WELSH star of the West End Steve Balsamo is back with a new band and lead role in Eric Woolfson's POE - More Tales of Mystery and Imagination.

Steve Balsamo is known to many as Jesus Christ Superstar and the quilted vocalist behind hits such as Sugar for the Soul.

Last year he pulled on some tights to star as the horror writer, Edgar Allan Poe, in a lavish new musical.

It's been written by Eric Woolfson who, in the 70s rock group The Allan Parsons' Project, recorded an album along the same lines.

The new musical tells Poe's life story and includes dramatisations of some of his tales including Pit and the Pendulum and The Murders in the Rue Morgue.

The latter was the first detective novel and its sleuth, C Auguste Dupin was Sir Author Conan Doyle's main inspiration for Sherlock Homes 60 years later.

Pit and the Pendulum and others such as The Masque of the Red Death are considered some of the earliest and best supernatural stories. When Balsamo came to play the American author he was already a big horror fan.

"I love the films of Dario Argento, the master of Italian horror," he told Mono. "I used to drive my mum mad, staying up late to watch the horror double bills - Lon Chaney, and then Vincent Price in The Fall of the House of Usher.

"I remember in Porthcawl there was a waxworks museum at the time and once I peered through the window and saw The Pit and the Pendulum." POE is not a horror project but it does have some atmospheric lighting and the music is similarly blessed.

So far it has only been performed three times in Abby Road's studio one which Balsamo describes as church-like.

"It's an incredibly beautiful place," he says. "In the stage show, by the end I am singing with a live raven sitting on my arm!

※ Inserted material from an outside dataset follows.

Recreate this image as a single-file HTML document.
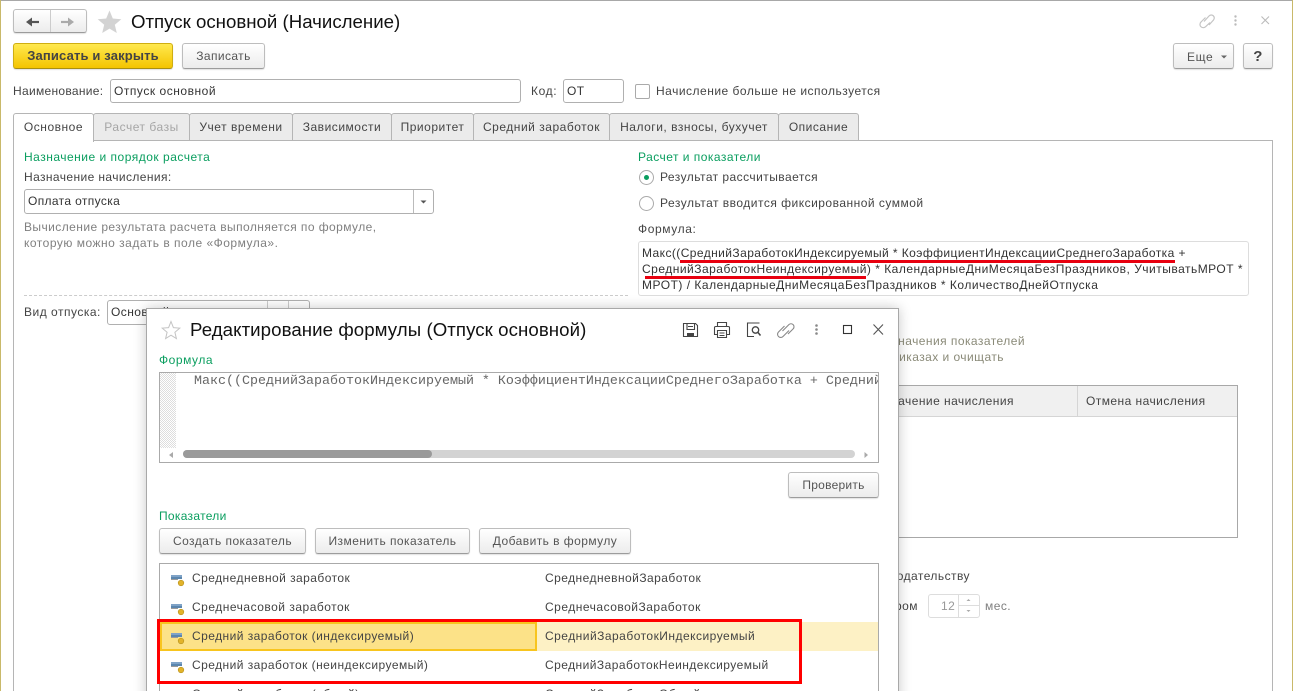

"During the performance I recalled the line in The Walrus, 'Man, you should have seen them kicking Edgar Allan Poe,' and for the first time I could really see where John Lennon was coming from."

Balsamo says that the record company is currently in talks with Woolfson to take the show on the road in one of three different ways.

"It could either be a rock concert, something halfway from a rock concert and a stage play set in strange buildings, or the full blown musical." An album of the stage play was released this week under the same name.

Later this year Balsamo is also likely to appear fronting his own, as yet unnamed, rock band, playing live dates, with an album in the shops. He's based in London but is working in South Wales with a band of Welsh musicians.

The band are Dave Smith (guitar, signed to Sony as a solo artist)), Rob Thompson (guitar), Andy Collins (bass), Brian Thomas (drums), and Slack (drums).

They've let the project go where it wants to go, says Balsamo. "It's kind of like the Eagles and a bit Crosby Stills and Nash," he explains. "My heart is more in rock music. I love the genre and there's a big resurgence at the moment which is great.

"The guys I'm working with I've known for years - we're getting back to where we began."

They are rehearsing now ready to take it on the road. Once the album has been recorded then they will go shopping for a record deal rather than the other way around.

"The other way around being when you sign to a record company who keep you hanging around for three years while they decide what direction they want you to go in," says Balsamo.

His first album did not sell as well as had been expected, not least by Balsamo, but as he adds, "the music industry is in a funny old state at the moment".

Since that disappointment, however, he has been releasing music through other stars including Meatloaf whose latest album has his song Because Of You.